• _DATA SEGMENT_
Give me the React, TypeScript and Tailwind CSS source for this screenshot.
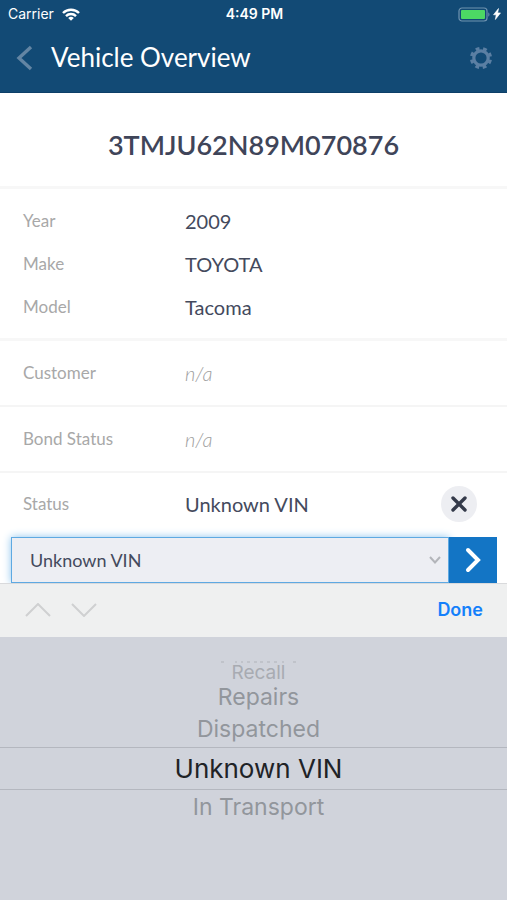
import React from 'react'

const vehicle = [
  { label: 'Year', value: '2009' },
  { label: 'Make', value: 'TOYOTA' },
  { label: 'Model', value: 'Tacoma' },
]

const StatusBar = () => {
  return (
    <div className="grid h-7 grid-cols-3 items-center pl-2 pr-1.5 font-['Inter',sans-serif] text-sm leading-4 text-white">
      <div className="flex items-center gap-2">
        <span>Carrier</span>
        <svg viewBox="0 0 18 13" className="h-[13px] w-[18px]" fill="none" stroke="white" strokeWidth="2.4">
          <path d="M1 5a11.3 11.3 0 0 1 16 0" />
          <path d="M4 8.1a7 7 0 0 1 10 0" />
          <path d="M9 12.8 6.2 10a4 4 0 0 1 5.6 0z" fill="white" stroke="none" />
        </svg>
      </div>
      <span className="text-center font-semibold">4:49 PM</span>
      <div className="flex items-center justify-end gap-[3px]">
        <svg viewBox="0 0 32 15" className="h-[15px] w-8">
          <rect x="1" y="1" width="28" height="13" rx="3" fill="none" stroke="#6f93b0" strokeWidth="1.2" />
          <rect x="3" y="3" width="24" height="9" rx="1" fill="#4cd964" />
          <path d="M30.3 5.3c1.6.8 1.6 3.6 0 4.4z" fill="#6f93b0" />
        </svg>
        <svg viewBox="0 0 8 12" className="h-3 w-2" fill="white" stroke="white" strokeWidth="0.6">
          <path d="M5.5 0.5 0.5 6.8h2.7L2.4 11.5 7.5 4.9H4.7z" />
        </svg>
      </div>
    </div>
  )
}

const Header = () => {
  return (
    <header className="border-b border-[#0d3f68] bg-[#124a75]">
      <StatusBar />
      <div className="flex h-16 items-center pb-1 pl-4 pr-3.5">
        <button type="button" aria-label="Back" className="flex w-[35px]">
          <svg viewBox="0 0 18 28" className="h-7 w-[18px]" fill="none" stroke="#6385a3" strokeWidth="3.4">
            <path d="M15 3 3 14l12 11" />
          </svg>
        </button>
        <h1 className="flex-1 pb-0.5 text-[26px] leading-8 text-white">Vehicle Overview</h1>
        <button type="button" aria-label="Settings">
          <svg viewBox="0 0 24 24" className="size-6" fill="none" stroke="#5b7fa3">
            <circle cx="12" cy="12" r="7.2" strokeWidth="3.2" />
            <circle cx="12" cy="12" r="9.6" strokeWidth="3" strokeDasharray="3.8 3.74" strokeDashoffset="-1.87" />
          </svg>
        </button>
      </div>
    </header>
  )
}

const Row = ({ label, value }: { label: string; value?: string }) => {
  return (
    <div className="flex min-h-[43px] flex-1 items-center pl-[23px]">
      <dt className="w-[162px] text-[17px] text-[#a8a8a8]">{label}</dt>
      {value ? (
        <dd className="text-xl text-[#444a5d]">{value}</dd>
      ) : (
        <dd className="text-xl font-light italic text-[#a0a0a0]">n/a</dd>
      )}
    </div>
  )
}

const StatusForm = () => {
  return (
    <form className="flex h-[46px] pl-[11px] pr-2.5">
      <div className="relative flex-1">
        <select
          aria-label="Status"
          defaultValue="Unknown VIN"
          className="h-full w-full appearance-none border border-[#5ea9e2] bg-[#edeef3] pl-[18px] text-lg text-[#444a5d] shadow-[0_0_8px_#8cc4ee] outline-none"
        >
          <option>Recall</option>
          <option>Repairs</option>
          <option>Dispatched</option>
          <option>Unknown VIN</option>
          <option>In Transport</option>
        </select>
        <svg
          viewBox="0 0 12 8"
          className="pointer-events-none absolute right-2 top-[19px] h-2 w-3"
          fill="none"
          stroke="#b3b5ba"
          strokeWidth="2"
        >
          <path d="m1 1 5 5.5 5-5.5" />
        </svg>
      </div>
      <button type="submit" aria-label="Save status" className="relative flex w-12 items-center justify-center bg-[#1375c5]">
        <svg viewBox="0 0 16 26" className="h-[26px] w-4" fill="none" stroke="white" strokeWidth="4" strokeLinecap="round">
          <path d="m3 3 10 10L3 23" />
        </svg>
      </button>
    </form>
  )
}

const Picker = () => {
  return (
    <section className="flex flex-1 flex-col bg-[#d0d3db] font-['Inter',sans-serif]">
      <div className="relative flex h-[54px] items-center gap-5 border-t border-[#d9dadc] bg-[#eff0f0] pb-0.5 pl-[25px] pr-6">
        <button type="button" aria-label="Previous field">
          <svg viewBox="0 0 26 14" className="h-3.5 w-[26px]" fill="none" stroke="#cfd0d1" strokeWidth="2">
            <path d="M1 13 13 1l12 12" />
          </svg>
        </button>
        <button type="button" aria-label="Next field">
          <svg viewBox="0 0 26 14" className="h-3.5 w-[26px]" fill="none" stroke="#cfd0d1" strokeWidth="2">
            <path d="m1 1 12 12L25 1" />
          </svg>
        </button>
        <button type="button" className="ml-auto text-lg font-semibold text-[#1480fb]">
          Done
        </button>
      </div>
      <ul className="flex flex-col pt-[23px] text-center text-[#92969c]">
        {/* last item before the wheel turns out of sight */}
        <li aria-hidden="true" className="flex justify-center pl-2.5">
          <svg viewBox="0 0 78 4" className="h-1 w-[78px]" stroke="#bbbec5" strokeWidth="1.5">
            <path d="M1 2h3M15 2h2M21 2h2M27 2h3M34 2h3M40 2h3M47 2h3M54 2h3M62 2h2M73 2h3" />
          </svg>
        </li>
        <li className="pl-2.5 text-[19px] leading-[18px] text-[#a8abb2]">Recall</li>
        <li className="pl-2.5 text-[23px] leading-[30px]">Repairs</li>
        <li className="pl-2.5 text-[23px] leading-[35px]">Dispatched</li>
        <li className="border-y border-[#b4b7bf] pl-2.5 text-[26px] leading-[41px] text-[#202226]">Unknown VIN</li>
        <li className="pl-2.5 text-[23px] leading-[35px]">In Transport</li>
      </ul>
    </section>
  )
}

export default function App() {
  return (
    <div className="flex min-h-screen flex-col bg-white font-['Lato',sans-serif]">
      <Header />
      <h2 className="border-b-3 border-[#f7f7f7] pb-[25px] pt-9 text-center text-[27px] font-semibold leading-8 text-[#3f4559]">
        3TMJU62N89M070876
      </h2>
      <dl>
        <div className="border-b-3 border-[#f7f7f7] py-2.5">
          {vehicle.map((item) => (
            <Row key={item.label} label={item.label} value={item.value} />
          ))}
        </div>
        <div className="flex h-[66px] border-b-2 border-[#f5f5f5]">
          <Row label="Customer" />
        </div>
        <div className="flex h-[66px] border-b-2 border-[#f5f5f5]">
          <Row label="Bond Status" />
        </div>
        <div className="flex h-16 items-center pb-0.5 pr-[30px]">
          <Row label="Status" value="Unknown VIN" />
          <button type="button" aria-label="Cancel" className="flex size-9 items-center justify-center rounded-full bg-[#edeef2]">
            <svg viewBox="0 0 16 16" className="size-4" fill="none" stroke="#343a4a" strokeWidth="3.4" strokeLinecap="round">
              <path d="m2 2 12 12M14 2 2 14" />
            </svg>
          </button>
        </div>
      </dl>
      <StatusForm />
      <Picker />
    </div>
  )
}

• _SET PROBLEM_
Copy the whole of the material above exactly, but not its images.

• _RESULT_
Give me the React, TypeScript and Tailwind CSS source for this screenshot.
import React from 'react'

const vehicle = [
  { label: 'Year', value: '2009' },
  { label: 'Make', value: 'TOYOTA' },
  { label: 'Model', value: 'Tacoma' },
]

const StatusBar = () => {
  return (
    <div className="grid h-7 grid-cols-3 items-center pl-2 pr-1.5 font-['Inter',sans-serif] text-sm leading-4 text-white">
      <div className="flex items-center gap-2">
        <span>Carrier</span>
        <svg viewBox="0 0 18 13" className="h-[13px] w-[18px]" fill="none" stroke="white" strokeWidth="2.4">
          <path d="M1 5a11.3 11.3 0 0 1 16 0" />
          <path d="M4 8.1a7 7 0 0 1 10 0" />
          <path d="M9 12.8 6.2 10a4 4 0 0 1 5.6 0z" fill="white" stroke="none" />
        </svg>
      </div>
      <span className="text-center font-semibold">4:49 PM</span>
      <div className="flex items-center justify-end gap-[3px]">
        <svg viewBox="0 0 32 15" className="h-[15px] w-8">
          <rect x="1" y="1" width="28" height="13" rx="3" fill="none" stroke="#6f93b0" strokeWidth="1.2" />
          <rect x="3" y="3" width="24" height="9" rx="1" fill="#4cd964" />
          <path d="M30.3 5.3c1.6.8 1.6 3.6 0 4.4z" fill="#6f93b0" />
        </svg>
        <svg viewBox="0 0 8 12" className="h-3 w-2" fill="white" stroke="white" strokeWidth="0.6">
          <path d="M5.5 0.5 0.5 6.8h2.7L2.4 11.5 7.5 4.9H4.7z" />
        </svg>
      </div>
    </div>
  )
}

const Header = () => {
  return (
    <header className="border-b border-[#0d3f68] bg-[#124a75]">
      <StatusBar />
      <div className="flex h-16 items-center pb-1 pl-4 pr-3.5">
        <button type="button" aria-label="Back" className="flex w-[35px]">
          <svg viewBox="0 0 18 28" className="h-7 w-[18px]" fill="none" stroke="#6385a3" strokeWidth="3.4">
            <path d="M15 3 3 14l12 11" />
          </svg>
        </button>
        <h1 className="flex-1 pb-0.5 text-[26px] leading-8 text-white">Vehicle Overview</h1>
        <button type="button" aria-label="Settings">
          <svg viewBox="0 0 24 24" className="size-6" fill="none" stroke="#5b7fa3">
            <circle cx="12" cy="12" r="7.2" strokeWidth="3.2" />
            <circle cx="12" cy="12" r="9.6" strokeWidth="3" strokeDasharray="3.8 3.74" strokeDashoffset="-1.87" />
          </svg>
        </button>
      </div>
    </header>
  )
}

const Row = ({ label, value }: { label: string; value?: string }) => {
  return (
    <div className="flex min-h-[43px] flex-1 items-center pl-[23px]">
      <dt className="w-[162px] text-[17px] text-[#a8a8a8]">{label}</dt>
      {value ? (
        <dd className="text-xl text-[#444a5d]">{value}</dd>
      ) : (
        <dd className="text-xl font-light italic text-[#a0a0a0]">n/a</dd>
      )}
    </div>
  )
}

const StatusForm = () => {
  return (
    <form className="flex h-[46px] pl-[11px] pr-2.5">
      <div className="relative flex-1">
        <select
          aria-label="Status"
          defaultValue="Unknown VIN"
          className="h-full w-full appearance-none border border-[#5ea9e2] bg-[#edeef3] pl-[18px] text-lg text-[#444a5d] shadow-[0_0_8px_#8cc4ee] outline-none"
        >
          <option>Recall</option>
          <option>Repairs</option>
          <option>Dispatched</option>
          <option>Unknown VIN</option>
          <option>In Transport</option>
        </select>
        <svg
          viewBox="0 0 12 8"
          className="pointer-events-none absolute right-2 top-[19px] h-2 w-3"
          fill="none"
          stroke="#b3b5ba"
          strokeWidth="2"
        >
          <path d="m1 1 5 5.5 5-5.5" />
        </svg>
      </div>
      <button type="submit" aria-label="Save status" className="relative flex w-12 items-center justify-center bg-[#1375c5]">
        <svg viewBox="0 0 16 26" className="h-[26px] w-4" fill="none" stroke="white" strokeWidth="4" strokeLinecap="round">
          <path d="m3 3 10 10L3 23" />
        </svg>
      </button>
    </form>
  )
}

const Picker = () => {
  return (
    <section className="flex flex-1 flex-col bg-[#d0d3db] font-['Inter',sans-serif]">
      <div className="relative flex h-[54px] items-center gap-5 border-t border-[#d9dadc] bg-[#eff0f0] pb-0.5 pl-[25px] pr-6">
        <button type="button" aria-label="Previous field">
          <svg viewBox="0 0 26 14" className="h-3.5 w-[26px]" fill="none" stroke="#cfd0d1" strokeWidth="2">
            <path d="M1 13 13 1l12 12" />
          </svg>
        </button>
        <button type="button" aria-label="Next field">
          <svg viewBox="0 0 26 14" className="h-3.5 w-[26px]" fill="none" stroke="#cfd0d1" strokeWidth="2">
            <path d="m1 1 12 12L25 1" />
          </svg>
        </button>
        <button type="button" className="ml-auto text-lg font-semibold text-[#1480fb]">
          Done
        </button>
      </div>
      <ul className="flex flex-col pt-[23px] text-center text-[#92969c]">
        {/* last item before the wheel turns out of sight */}
        <li aria-hidden="true" className="flex justify-center pl-2.5">
          <svg viewBox="0 0 78 4" className="h-1 w-[78px]" stroke="#bbbec5" strokeWidth="1.5">
            <path d="M1 2h3M15 2h2M21 2h2M27 2h3M34 2h3M40 2h3M47 2h3M54 2h3M62 2h2M73 2h3" />
          </svg>
        </li>
        <li className="pl-2.5 text-[19px] leading-[18px] text-[#a8abb2]">Recall</li>
        <li className="pl-2.5 text-[23px] leading-[30px]">Repairs</li>
        <li className="pl-2.5 text-[23px] leading-[35px]">Dispatched</li>
        <li className="border-y border-[#b4b7bf] pl-2.5 text-[26px] leading-[41px] text-[#202226]">Unknown VIN</li>
        <li className="pl-2.5 text-[23px] leading-[35px]">In Transport</li>
      </ul>
    </section>
  )
}

export default function App() {
  return (
    <div className="flex min-h-screen flex-col bg-white font-['Lato',sans-serif]">
      <Header />
      <h2 className="border-b-3 border-[#f7f7f7] pb-[25px] pt-9 text-center text-[27px] font-semibold leading-8 text-[#3f4559]">
        3TMJU62N89M070876
      </h2>
      <dl>
        <div className="border-b-3 border-[#f7f7f7] py-2.5">
          {vehicle.map((item) => (
            <Row key={item.label} label={item.label} value={item.value} />
          ))}
        </div>
        <div className="flex h-[66px] border-b-2 border-[#f5f5f5]">
          <Row label="Customer" />
        </div>
        <div className="flex h-[66px] border-b-2 border-[#f5f5f5]">
          <Row label="Bond Status" />
        </div>
        <div className="flex h-16 items-center pb-0.5 pr-[30px]">
          <Row label="Status" value="Unknown VIN" />
          <button type="button" aria-label="Cancel" className="flex size-9 items-center justify-center rounded-full bg-[#edeef2]">
            <svg viewBox="0 0 16 16" className="size-4" fill="none" stroke="#343a4a" strokeWidth="3.4" strokeLinecap="round">
              <path d="m2 2 12 12M14 2 2 14" />
            </svg>
          </button>
        </div>
      </dl>
      <StatusForm />
      <Picker />
    </div>
  )
}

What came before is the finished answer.